【あしたのジョー全出来事230】ワタシ無冠ノ帝王トイワレタヨ
「あしたのジョー」すべての出来事を漫画とアニメの違いを確認しながら振り返っています。
アニメ、漫画の該当箇所も書いておくので「あの場面は、何巻だっけ?アニメの第何話だっけ?」と思った時にもご活用ください。
エピソード
ジョーとハリマオの試合が行われる東京体育館の前に、外国人が立っています。
試合が始まって閑散としているゲートをチケットなしで通過しようとする彼を、係員が制止します。
読者にはそれがカーロスだと分かりますが、会場スタッフは、誰一人気付きません。
無理もありません。
破れて泥だらけの服、髪はボサボサで無精ひげの伸びたその男が、あのカーロスだと思えるはずが…
カーロスは、自分はボクサーでチャンピオンと戦ったと言っていますが、よく聞き取れません。
カーロスは、ここはボクシングの会場で、ならば自分の入っていい場所だと考えているのでしょう。
なおも無券で入場しようとして突き飛ばされ、水溜りの上に転んでしまいます。
係員たちは、どこかで見た顔だと囁きあいますが、カーロス・リベラだとは思い至りません。
この人たちにカーロスだと気付いてほしくない。
ジョーも葉子もすぐ近くにいる。どちらかに会えれば…。
でも、試合は始まっています。
該当箇所
コミック:18巻P234,19巻P10~12
アニメ2:第39話「ジャングルに…野獣が二匹」
コミックの掲載箇所としているのはKCコミックでのページです。
原作とアニメの相違点
カーロスの涙
アニメでは、会場入口での場面が長く、カーロスは、かつての日本での思い出、ジョーと屋台で酒を飲んだことや雪が降っていたことをつぶやき、立てかけられた試合の告知ボードのジョーの写真を見て、涙を流します。
「お前、友達ね」と言いながら泣いているカーロスでしたが、スタッフには、雨なのか涙なのか分からず、カーロスは雨の中に捨て置かれます。
カーロスは、今ここでジョーが試合をしていると理解しているように見えますが、なぜ泣いているのか。
以前と違う自分自身に心のどこかで気付いている?
原作では、水溜りにはまって辛そうな顔をしますが、長くは話さず泣いてもいません。
ワタシ無冠ノ帝王トイワレタヨ
KCコミックあしたのジョー(19)P11 (c)高森朝雄・ちばてつや2012
という台詞は、昔はそう呼ばれていたけれども今は違うというニュアンスを含んでいるようにも取れますが、これを言うときだけカーロスの目にキっと力が入っていて、今も変わらず強いボクサーなのだと信じていての言葉と考える方が自然に感じられます。
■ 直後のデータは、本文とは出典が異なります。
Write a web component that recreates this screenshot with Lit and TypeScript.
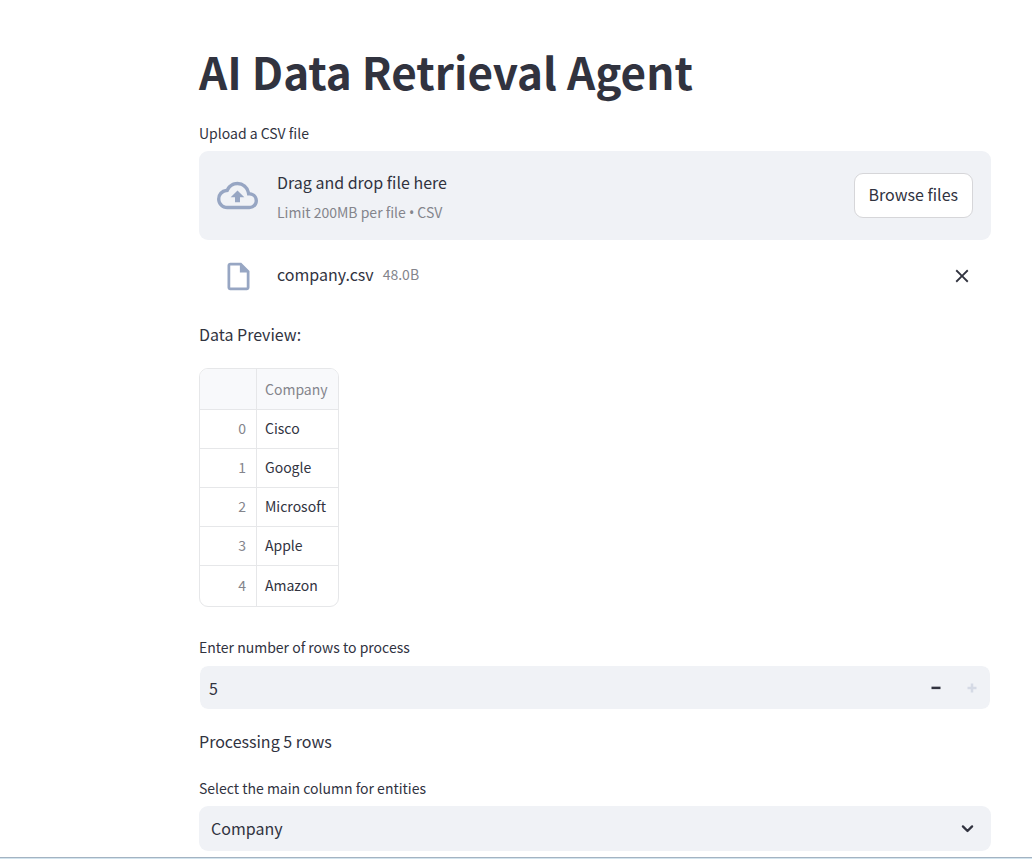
import { LitElement, html, css } from "lit";
import { customElement, state } from "lit/decorators.js";

@customElement("app-root")
export class AppRoot extends LitElement {
  @state() private fileName = "company.csv";
  @state() private fileSize = "48.0B";
  @state() private rows = 5;
  private companies = ["Cisco", "Google", "Microsoft", "Apple", "Amazon"];

  static styles = css`
    :host {
      display: block;
      font-family: "Noto Sans CJK SC", "Noto Sans", sans-serif;
      font-size: 16px;
      line-height: 28px;
      color: #31333f;
      background: #fff;
    }
    * { box-sizing: border-box; }
    button, input, select { font: inherit; color: inherit; margin: 0; }
    button { cursor: pointer; }
    svg { display: block; }
    main { padding: 42px 41px 6px 199px; }
    h1 { margin: 0 0 22px; font-size: 44px; line-height: 58px; font-weight: 700; }
    p { margin: 0; }
    .label { display: block; font-size: 14px; line-height: 22px; margin-bottom: 7px; }
    .dropzone {
      display: flex;
      align-items: center;
      padding: 17px 18px;
      border-radius: 9px;
      background: #f0f2f6;
    }
    .cloud { width: 41px; height: 41px; margin-right: 19px; color: #97a6c3; }
    .hint { flex: 1; }
    .limit { font-size: 14px; line-height: 22px; margin-top: 5px; color: #84858c; }
    .bullet { font-family: "Noto Sans", sans-serif; line-height: 1; }
    .browse {
      height: 45px;
      padding: 0 14px 3px;
      border: 1px solid #d6d6d9;
      border-radius: 9px;
      background: #fff;
    }
    .file { display: flex; align-items: center; height: 48px; padding: 0 18px; margin: 12px 0 20px; }
    .doc { width: 33px; height: 33px; margin: 0 22px 0 5px; color: #97a6c3; }
    .name, .size { padding-bottom: 5px; }
    .size { flex: 1; margin-left: 9px; font-size: 14px; color: #84858c; }
    .icon-button { display: grid; place-items: center; border: 0; padding: 0; background: none; }
    .remove { width: 22px; height: 22px; }
    .preview {
      width: fit-content;
      margin: 20px 0 29px;
      border: 1px solid #e6e7e9;
      border-radius: 9px;
      overflow: hidden;
    }
    table { border-collapse: separate; border-spacing: 0; font-size: 14px; line-height: 22px; }
    th, td { height: 39px; padding: 0 10px 2px 8px; border-bottom: 1px solid #e6e7e9; text-align: left; font-weight: 400; }
    thead th { height: 41px; padding-bottom: 0; background: #f8f9fb; color: #84858c; }
    th:first-child { width: 57px; border-right: 1px solid #e6e7e9; text-align: right; color: #84858c; }
    tbody tr:last-child > * { height: 40px; border-bottom: 0; }
    .number {
      display: flex;
      height: 45px;
      margin-bottom: 17px;
      border: 1px solid #fff;
      border-radius: 9px;
      background: #f0f2f6;
      background-clip: padding-box;
    }
    .number input {
      flex: 1;
      min-width: 0;
      padding: 0 9px;
      border: 0;
      background: none;
      outline: none;
      appearance: textfield;
    }
    .number input::-webkit-inner-spin-button { appearance: none; margin: 0; }
    .step { width: 36px; }
    .step:disabled { color: #d5dae5; cursor: default; }
    .status { margin-bottom: 22px; }
    .select { display: grid; position: relative; }
    .select select {
      height: 45px;
      padding: 0 44px 1px 12px;
      border: 0;
      border-radius: 9px;
      background: #f0f2f6;
      appearance: none;
    }
    .select svg { position: absolute; right: 12px; top: 11px; pointer-events: none; }
    footer { height: 2px; border-top: 1px solid #a3b3c2; background: #d3e4ee; }
  `;

  private setRows(n: number) {
    this.rows = Math.min(this.companies.length, Math.max(1, n || 1));
  }

  render() {
    return html`
      <main>
        <h1>AI Data Retrieval Agent</h1>
        <span class="label" id="upload">Upload a CSV file</span>
        <section class="dropzone" aria-labelledby="upload">
          <svg class="cloud" viewBox="0 0 24 24" fill="currentColor" aria-hidden="true">
            <path d="M19.35 10.04A7.49 7.49 0 0 0 12 4C9.11 4 6.6 5.64 5.35 8.04A5.994 5.994 0 0 0 0 14c0 3.31 2.69 6 6 6h13c2.76 0 5-2.24 5-5 0-2.64-2.05-4.78-4.65-4.96zM19 18H6c-2.21 0-4-1.79-4-4 0-2.05 1.53-3.76 3.56-3.97l1.07-.11.5-.95A5.469 5.469 0 0 1 12 6c2.62 0 4.88 1.86 5.39 4.43l.3 1.5 1.53.11A2.98 2.98 0 0 1 22 15c0 1.65-1.35 3-3 3zM8 13h2.55v3h2.9v-3H16l-4-4z"/>
          </svg>
          <div class="hint">
            <p>Drag and drop file here</p>
            <p class="limit">Limit 200MB per file <span class="bullet">•</span> CSV</p>
          </div>
          <button class="browse" type="button">Browse files</button>
        </section>
        <div class="file">
          <svg class="doc" viewBox="0 0 24 24" fill="currentColor" aria-hidden="true">
            <path d="M14 2H6c-1.1 0-1.99.9-1.99 2L4 20c0 1.1.89 2 1.99 2H18c1.1 0 2-.9 2-2V8l-6-6zM6 20V4h7v5h5v11H6z"/>
          </svg>
          <span class="name">${this.fileName}</span>
          <span class="size">${this.fileSize}</span>
          <button class="icon-button remove" type="button" aria-label="Remove file">
            <svg width="22" height="22" viewBox="0 0 24 24" fill="currentColor">
              <path d="M19 6.41L17.59 5 12 10.59 6.41 5 5 6.41 10.59 12 5 17.59 6.41 19 12 13.41 17.59 19 19 17.59 13.41 12z"/>
            </svg>
          </button>
        </div>
        <p>Data Preview:</p>
        <div class="preview">
          <table>
            <thead><tr><th></th><th scope="col">Company</th></tr></thead>
            <tbody>
              ${this.companies.map((c, i) => html`<tr><th scope="row">${i}</th><td>${c}</td></tr>`)}
            </tbody>
          </table>
        </div>
        <label class="label" for="rows">Enter number of rows to process</label>
        <div class="number">
          <input id="rows" type="number" min="1" max="5" .value=${String(this.rows)}
            @change=${(e: Event) => this.setRows(Number((e.target as HTMLInputElement).value))} />
          <button class="icon-button step" type="button" aria-label="Decrease" ?disabled=${this.rows <= 1}
            @click=${() => this.setRows(this.rows - 1)}>
            <svg width="18" height="18" viewBox="0 0 8 8" fill="currentColor"><path d="M2 3.4h4v1.1H2z"/></svg>
          </button>
          <button class="icon-button step" type="button" aria-label="Increase" ?disabled=${this.rows >= 5}
            @click=${() => this.setRows(this.rows + 1)}>
            <svg width="18" height="18" viewBox="0 0 8 8" fill="currentColor"><path d="M3.45 2h1.1v1.45H6v1.1H4.55V6h-1.1V4.55H2v-1.1h1.45z"/></svg>
          </button>
        </div>
        <p class="status">Processing ${this.rows} rows</p>
        <label class="label" for="column">Select the main column for entities</label>
        <div class="select">
          <select id="column"><option>Company</option></select>
          <svg width="23" height="23" viewBox="0 0 24 24" fill="none" stroke="currentColor" stroke-width="2.4" stroke-linecap="round" stroke-linejoin="round" aria-hidden="true">
            <path d="M7.2 9.8l4.8 4.8 4.8-4.8"/>
          </svg>
        </div>
      </main>
      <footer></footer>
    `;
  }
}
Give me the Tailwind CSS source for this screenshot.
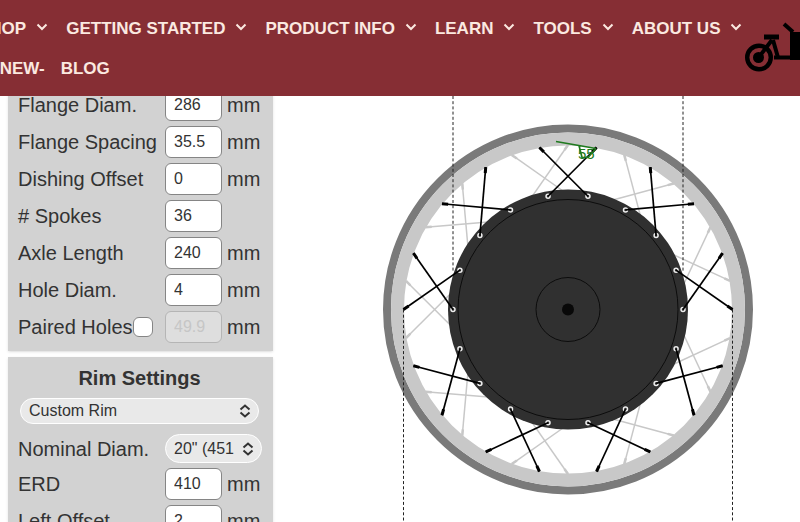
<!DOCTYPE html>
<html lang="en">
<head>
  <meta charset="UTF-8">
  <title>Spoke Calculator</title>
  <script src="https://cdn.jsdelivr.net/npm/@tailwindcss/browser@4"></script>
</head>
<body class="h-screen overflow-hidden bg-white font-['Liberation_Sans',Arial,sans-serif] text-[#333]">

<!-- Site header -->
<header class="relative z-10 flex h-24 justify-between overflow-hidden bg-[#862e34] text-[#fbe9e0]">
  <nav class="flex min-w-0 flex-1 flex-col pt-[9px] text-[17px] font-bold">
    <div class="-ml-[22px] flex h-10 items-center gap-[18px] whitespace-nowrap">
      <a href="#" class="flex items-center gap-[10px]">SHOP <svg class="mb-1 w-3" viewBox="0 0 12 8" fill="none" stroke="currentColor" stroke-width="2"><path d="M1.500 1.500 6 6l4.500-4.500"/></svg></a>
      <a href="#" class="flex items-center gap-[10px]">GETTING STARTED <svg class="mb-1 w-3" viewBox="0 0 12 8" fill="none" stroke="currentColor" stroke-width="2"><path d="M1.500 1.500 6 6l4.500-4.500"/></svg></a>
      <a href="#" class="flex items-center gap-[10px]">PRODUCT INFO <svg class="mb-1 w-3" viewBox="0 0 12 8" fill="none" stroke="currentColor" stroke-width="2"><path d="M1.500 1.500 6 6l4.500-4.500"/></svg></a>
      <a href="#" class="flex items-center gap-[10px]">LEARN <svg class="mb-1 w-3" viewBox="0 0 12 8" fill="none" stroke="currentColor" stroke-width="2"><path d="M1.500 1.500 6 6l4.500-4.500"/></svg></a>
      <a href="#" class="flex items-center gap-[10px]">TOOLS <svg class="mb-1 w-3" viewBox="0 0 12 8" fill="none" stroke="currentColor" stroke-width="2"><path d="M1.500 1.500 6 6l4.500-4.500"/></svg></a>
      <a href="#" class="flex items-center gap-[10px]">ABOUT US <svg class="mb-1 w-3" viewBox="0 0 12 8" fill="none" stroke="currentColor" stroke-width="2"><path d="M1.500 1.500 6 6l4.500-4.500"/></svg></a>
    </div>
    <div class="-ml-[6px] flex h-10 items-center gap-4 whitespace-nowrap">
      <a href="#">-NEW-</a>
      <a href="#">BLOG</a>
    </div>
  </nav>
  <a href="#" aria-label="Home" class="mt-5 shrink-0 text-black">
    <svg class="h-14 w-14" viewBox="744 20 56 56" fill="none" stroke="currentColor">
      <circle cx="759" cy="57.500" r="11.800" stroke-width="4.400"/>
      <circle cx="758.500" cy="57.500" r="5.500" fill="currentColor" stroke="none"/>
      <path d="M759 57l13-17M773 40l5 17.500" stroke-width="4"/>
      <path d="M774 57.500h26" stroke-width="4"/>
      <path d="M764 37h15" stroke-width="5"/>
      <path d="M784 24l9 8" stroke-width="4"/>
      <path d="M790 30l3 2h7v28h-10z" fill="currentColor" stroke="none"/>
    </svg>
  </a>
</header>

<main class="flex items-start">
  <!-- Settings column -->
  <div class="ml-2 flex w-[265px] shrink-0 flex-col gap-[6px] text-xl">
    <section class="-mt-2 bg-[#d2d2d2] pt-[1px] pb-2 pl-[10px] shadow">
      <div class="grid grid-cols-[147px_57px_1fr] items-center gap-y-[5px]">
        <label for="flange">Flange Diam.</label>
        <input id="flange" value="286" class="h-8 rounded-md border border-[#858585] bg-white px-2 text-base">
        <span class="pl-[5px]">mm</span>
        <label for="spacing">Flange Spacing</label>
        <input id="spacing" value="35.5" class="h-8 rounded-md border border-[#858585] bg-white px-2 text-base">
        <span class="pl-[5px]">mm</span>
        <label for="dishing">Dishing Offset</label>
        <input id="dishing" value="0" class="h-8 rounded-md border border-[#858585] bg-white px-2 text-base">
        <span class="pl-[5px]">mm</span>
        <label for="spokes"># Spokes</label>
        <input id="spokes" value="36" class="h-8 rounded-md border border-[#858585] bg-white px-2 text-base">
        <span></span>
        <label for="axle">Axle Length</label>
        <input id="axle" value="240" class="h-8 rounded-md border border-[#858585] bg-white px-2 text-base">
        <span class="pl-[5px]">mm</span>
        <label for="hole">Hole Diam.</label>
        <input id="hole" value="4" class="h-8 rounded-md border border-[#858585] bg-white px-2 text-base">
        <span class="pl-[5px]">mm</span>
        <div class="flex items-center whitespace-nowrap">
          <label for="paired">Paired Holes</label>
          <input id="paired" type="checkbox" class="h-5 w-5 shrink-0 appearance-none rounded-md border border-[#858585] bg-white">
        </div>
        <input aria-label="Paired hole distance" value="49.9" disabled class="h-8 rounded-md border border-[#b5b5b5] bg-[#dedede] px-2 text-base text-[#c6c6c6]">
        <span class="pl-[5px]">mm</span>
      </div>
    </section>

    <section class="bg-[#d2d2d2] pt-[7px] pb-2 pl-[10px] shadow">
      <h2 class="pr-3 text-center font-bold">Rim Settings</h2>
      <div class="relative mt-[6px] mr-[14px] ml-[2px]">
        <select aria-label="Rim" class="block h-[26px] w-full appearance-none rounded-full border border-white bg-[#e9e9e9] pl-2 text-base leading-5">
          <option>Custom Rim</option>
        </select>
        <svg class="pointer-events-none absolute top-[6px] right-2 h-[14px] w-3" viewBox="0 0 12 14" fill="none" stroke="currentColor" stroke-width="2"><path d="M1.500 5.500 6 1.500l4.500 4M1.500 8.500l4.500 4 4.500-4"/></svg>
      </div>
      <div class="mt-[10px] grid grid-cols-[147px_57px_1fr] items-center gap-y-[5px]">
        <label for="nominal">Nominal Diam.</label>
        <div class="relative col-span-2 mr-[11px]">
          <select id="nominal" class="block h-[29px] w-full appearance-none rounded-full border border-white bg-[#e9e9e9] pr-6 pl-2 text-base">
            <option>20" (451</option>
          </select>
          <svg class="pointer-events-none absolute top-2 right-2 h-[14px] w-3" viewBox="0 0 12 14" fill="none" stroke="currentColor" stroke-width="2"><path d="M1.500 5.500 6 1.500l4.500 4M1.500 8.500l4.500 4 4.500-4"/></svg>
        </div>
        <label for="erd">ERD</label>
        <input id="erd" value="410" class="h-8 rounded-md border border-[#858585] bg-white px-2 text-base">
        <span class="pl-[5px]">mm</span>
        <label for="left">Left Offset</label>
        <input id="left" value="2" class="h-8 rounded-md border border-[#858585] bg-white px-2 text-base">
        <span class="pl-[5px]">mm</span>
      </div>
    </section>
  </div>

  <!-- Wheel diagram, origin at the axle -->
  <svg class="h-[426px] min-w-0 flex-1" viewBox="-295 -213.500 527 426" preserveAspectRatio="xMinYMin meet" role="img" aria-label="Wheel diagram">
    <circle r="181" fill="none" stroke="#7a7a7a" stroke-width="8"/>
    <circle r="170.500" fill="none" stroke="#c8c8c8" stroke-width="13"/>
    <g id="far-spokes" stroke="#c8c8c8" stroke-width="1.500"></g>
    <circle r="120" fill="#303030"/>
    <circle r="110" fill="none" stroke="#0c0c0c"/>
    <circle r="32" fill="none" stroke="#0c0c0c"/>
    <circle r="6" fill="#080808"/>
    <g stroke="#222" stroke-dasharray="3 2.200">
      <path d="M-115-213.500V-38M115-213.500V-38M-164.500 0V213M164.500 0V213"/>
    </g>
    <g id="holes" fill="none" stroke="#eee" stroke-width="1.500"></g>
    <g id="near-spokes" stroke="#000" stroke-width="1.700"></g>
    <path d="M-12-168 28-161M11-164l3 12h6l8-9" fill="none" stroke="#1f7a1f" stroke-width="1.700"/>
    <text x="10" y="-151" font-size="15" fill="#1f7a1f">55</text>
  </svg>
</main>

<script>
  const HOLE_R = 115;
  const RIM_R = 164.5;

  function point(radius, deg) {
    const a = deg * Math.PI / 180;
    return [radius * Math.cos(a), -radius * Math.sin(a)];
  }

  // thin spoke with a thicker nipple at the rim end
  function spoke(from, to, near) {
    const [x1, y1] = point(HOLE_R, from);
    const [x2, y2] = point(RIM_R, to);
    const nx = x2 - (x2 - x1) * 0.09;
    const ny = y2 - (y2 - y1) * 0.09;
    return `<path d="M${x1} ${y1}L${x2} ${y2}"/><path d="M${nx} ${ny}L${x2} ${y2}" stroke-width="${near ? 3 : 2.5}"/>`;
  }

  let near = "", far = "", holes = "";
  for (let a = 0; a < 360; a += 40) {
    near += spoke(a, a + 20, true) + spoke(a + 20, a, true);
    far += spoke(a + 10, a + 30, false) + spoke(a + 30, a + 10, false);
  }
  for (let a = 0; a < 360; a += 20) {
    const [x, y] = point(HOLE_R, a);
    holes += `<circle cx="${x}" cy="${y}" r="2"/>`;
  }
  document.getElementById("near-spokes").innerHTML = near;
  document.getElementById("far-spokes").innerHTML = far;
  document.getElementById("holes").innerHTML = holes;
</script>

</body>
</html>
KCコミックあしたのジョー(19)P11 (c)高森朝雄・ちばてつや2012
天気が違う
アニメでは、試合前からの雨が降り続いていますが、原作では、もう止んでいます。
原作では、会場へ向かってくる葉子が、車中で「もう雨は止む」と言ってて、その通り雨は上がりました。
雨が上がることが、ジョーの試合の行方、野性の復活を表現しているのだろうと、そこを読むときには感じるのですが、カーロスが…
カーロスと雨上がりの組み合わせは、以前にもありました。
ドサ回りの遠征先でのことです。
夕立にあって旅館に引き上げたジョーは、板の間で洗濯物を干してから、テレビでカーロスの対南郷戦を観戦。
肘打ちを見抜いて胸の高鳴るジョーが、もう一度外を見ると雨が上がっているので、まだぬかるみの残る道を走り始めます。
(11巻P142~178)
力石を失って苦悩するジョーが回復していく、ターニングポイントとなる雨上がり。
あの日の雨雲をはらったのは、カーロスでした。
同じように雨は止み、この後ジョーはカーロスと再会しますが…。